Set the listing down again in full, word for word, with the pictures left out.

### Data segment:

────────────────

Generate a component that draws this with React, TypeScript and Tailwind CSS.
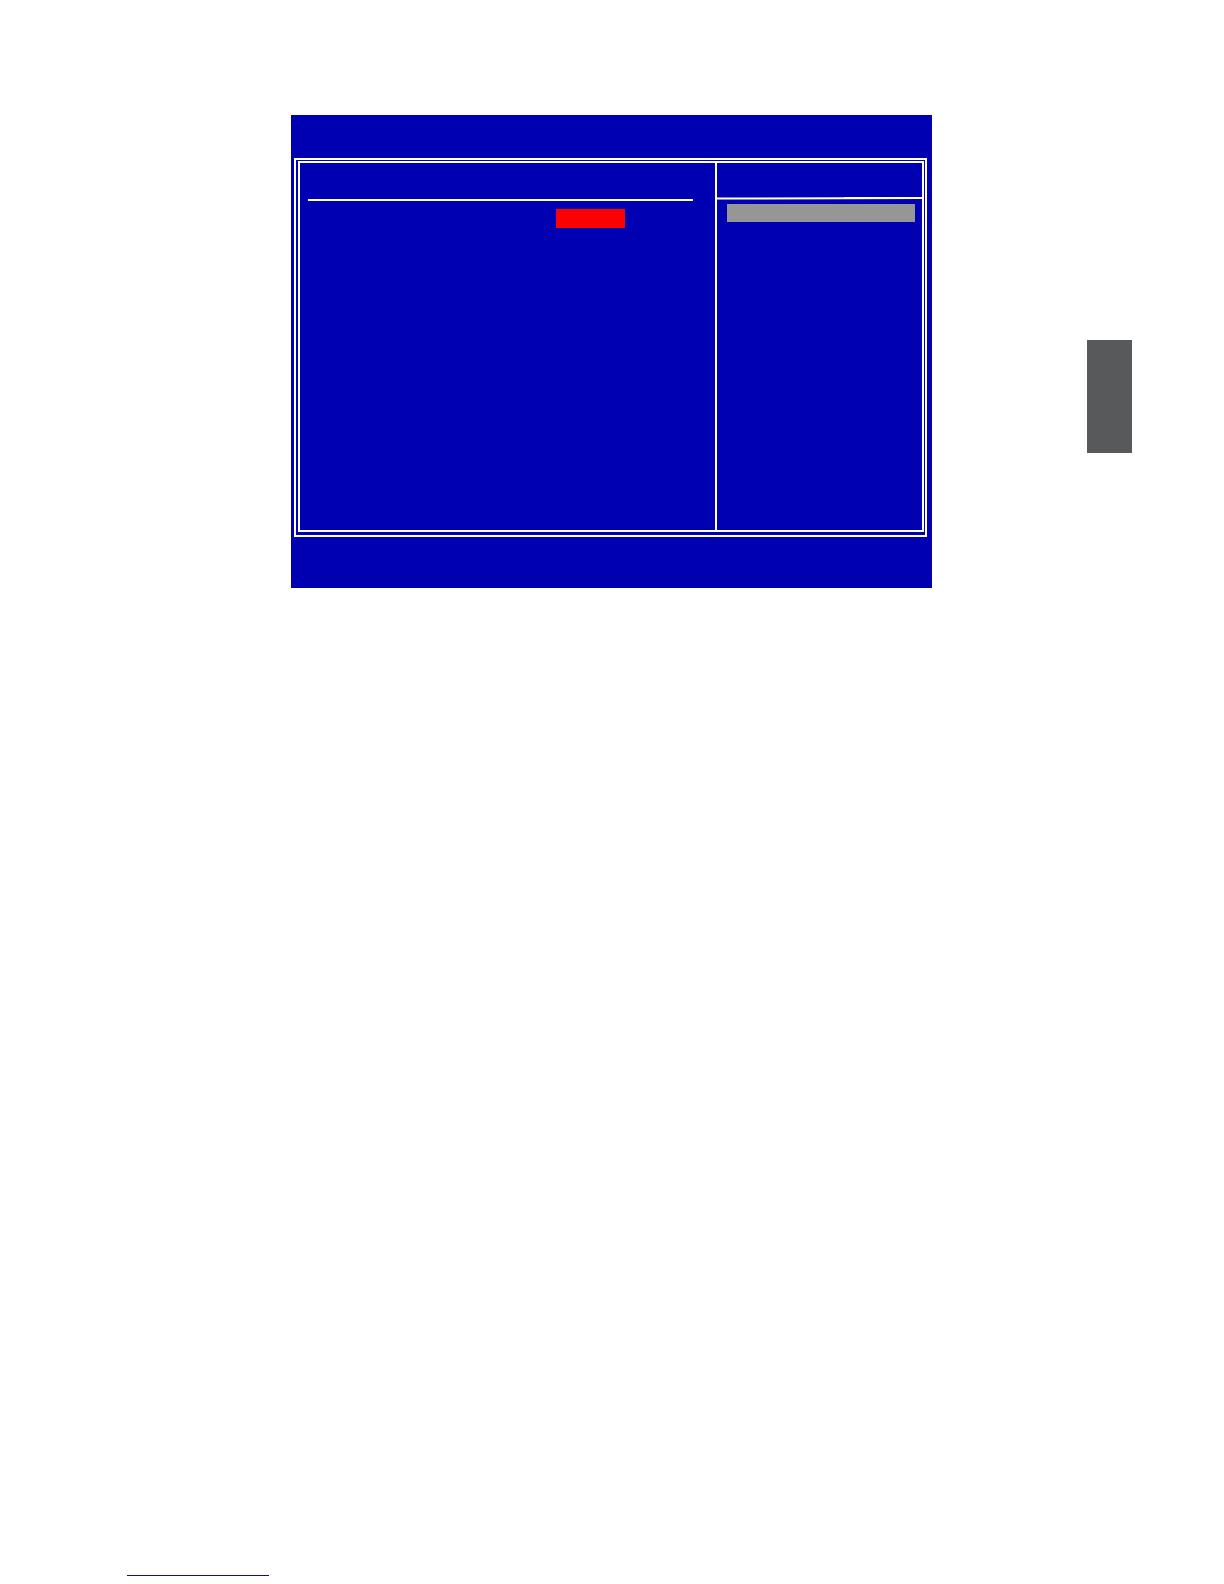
import React from 'react';

const SetupScreen: React.FC = () => {
  return (
    <section className="ml-[291px] w-[641px] shrink-0 bg-[#0000b3] pt-[43px] pr-[5px] pb-[51px] pl-[3px]">
      <div className="border-2 border-white pt-px pr-px pb-[3px] pl-[2px]">
        <div className="flex h-[371px] border-2 border-white">
          {/* settings list */}
          <div className="flex-1 pt-9 pl-2">
            <div className="mr-[22px] h-0.5 bg-white" />
            <div className="mt-2 ml-[248px] h-[19px] w-[69px] bg-[#ff0000]" />
          </div>

          {/* item help */}
          <div className="w-[207px] border-l-2 border-white pt-[34px]">
            {/* this rule is not quite level */}
            <svg className="block h-[3px] w-full" viewBox="0 0 205 3" preserveAspectRatio="none">
              <path d="M0 0.4L45 0.4L127 0.2L127 0L205 0L205 2L127 2.2L45 2.4L0 2.4Z" fill="#ffffff" />
            </svg>
            <div className="mt-1 mr-[7px] ml-2.5 h-[18px] bg-[#969696]" />
          </div>
        </div>
      </div>
    </section>
  );
};

const App: React.FC = () => {
  return (
    <main className="flex min-h-screen flex-col bg-white pt-[115px] pb-2">
      <div className="flex items-start justify-between">
        <SetupScreen />
        <aside className="mt-[225px] mr-[92px] h-[113px] w-[45px] bg-[#58595b]" />
      </div>

      {/* footer rule */}
      <div className="mt-auto ml-[127px] h-px w-[142px] bg-[#10108c]" />
    </main>
  );
};

export default App;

────────────────

### Output below:
Generate a component that draws this with React, TypeScript and Tailwind CSS.
import React from 'react';

const SetupScreen: React.FC = () => {
  return (
    <section className="ml-[291px] w-[641px] shrink-0 bg-[#0000b3] pt-[43px] pr-[5px] pb-[51px] pl-[3px]">
      <div className="border-2 border-white pt-px pr-px pb-[3px] pl-[2px]">
        <div className="flex h-[371px] border-2 border-white">
          {/* settings list */}
          <div className="flex-1 pt-9 pl-2">
            <div className="mr-[22px] h-0.5 bg-white" />
            <div className="mt-2 ml-[248px] h-[19px] w-[69px] bg-[#ff0000]" />
          </div>

          {/* item help */}
          <div className="w-[207px] border-l-2 border-white pt-[34px]">
            {/* this rule is not quite level */}
            <svg className="block h-[3px] w-full" viewBox="0 0 205 3" preserveAspectRatio="none">
              <path d="M0 0.4L45 0.4L127 0.2L127 0L205 0L205 2L127 2.2L45 2.4L0 2.4Z" fill="#ffffff" />
            </svg>
            <div className="mt-1 mr-[7px] ml-2.5 h-[18px] bg-[#969696]" />
          </div>
        </div>
      </div>
    </section>
  );
};

const App: React.FC = () => {
  return (
    <main className="flex min-h-screen flex-col bg-white pt-[115px] pb-2">
      <div className="flex items-start justify-between">
        <SetupScreen />
        <aside className="mt-[225px] mr-[92px] h-[113px] w-[45px] bg-[#58595b]" />
      </div>

      {/* footer rule */}
      <div className="mt-auto ml-[127px] h-px w-[142px] bg-[#10108c]" />
    </main>
  );
};

export default App;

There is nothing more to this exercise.